My latest Oxford Piano Weekend took place in the middle of January and was a happy, fulfilling event. One topic we explored was the importance of curiosity, fascination and exploration in practice. Playing a musical instrument to a high standard is so incredibly demanding that a huge amount of time and energy has to go into the basics of playing, getting notes and rhythms right, for example, building a good technique, and everything that goes with it. Our musical training demands all of this and much more. But unless we’re really vigilant, there is the danger is that we let the focus on technique and our need to get it ‘right’ take us over and become too important, and in the process stifle our natural musical expression.

Curiosity, fascination and exploration in practice

What if we let ourselves play around with the music to find the freedom we need to be musically expressive? What if we allowed ourselves to be curious and fascinated by the music, and enjoy exploring it? What is this piece all about? What do I feel about it? What is my musical instinct flagging up to me? What if we explored in this way first, finding the necessary techniques needed to express our musical intentions second? In this way, technique and practice become the servant of the music, not the other way around.

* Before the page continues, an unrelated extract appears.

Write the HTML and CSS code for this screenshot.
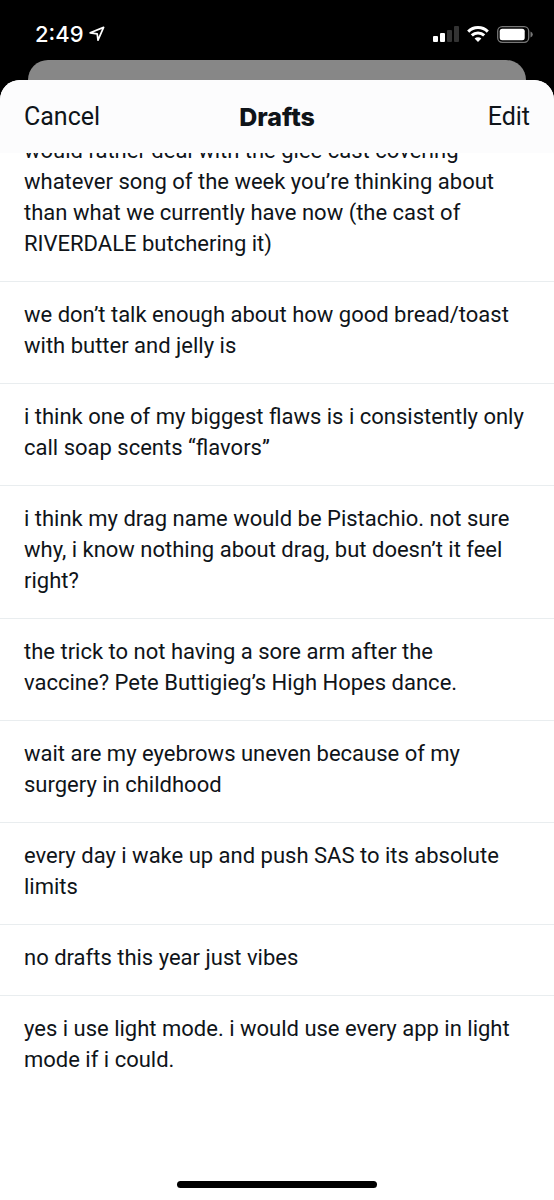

On the piano weekend, I wanted to give the participants a more visceral sense of this approach, so I played them a piece that was new to me, that I was sight-reading. I spoke out aloud as I played it and it went something like this: I wonder what tempo this is; I think it’s too fast; that’s better; whoops, that didn’t quite work; ooh, I love that chord; how much pedal do I need in this bar? Where’s it going now? Hmm, interesting harmonies.

Perhaps it stems from my repetiteur and accompanying experience when it is imperative to learn something as fast as possible, but this is my own way into a piece and I value it hugely. I have to play around, I have to get my hands on the piano in order to get an overall sense of what the music is all about. There are always plenty of mistakes at this stage, of course, but I consider an essential part of learning and absorbing the material.

Rachmaninoff - a composer-pianist

If our musical expression gets locked up because of the pressure to get it all perfect, this is one way we can unlock it. Once our musical instinct is out of the box, we need to trust it. We can question it too of course, but that’s all part of the exploration. We then allow our playing to change and develop, something so natural to the process of learning and playing music.

I’m sure that composer-pianists like Mozart, Beethoven, Chopin and Rachmaninoff played their compositions differently each and every time, because they embodied creative freedom.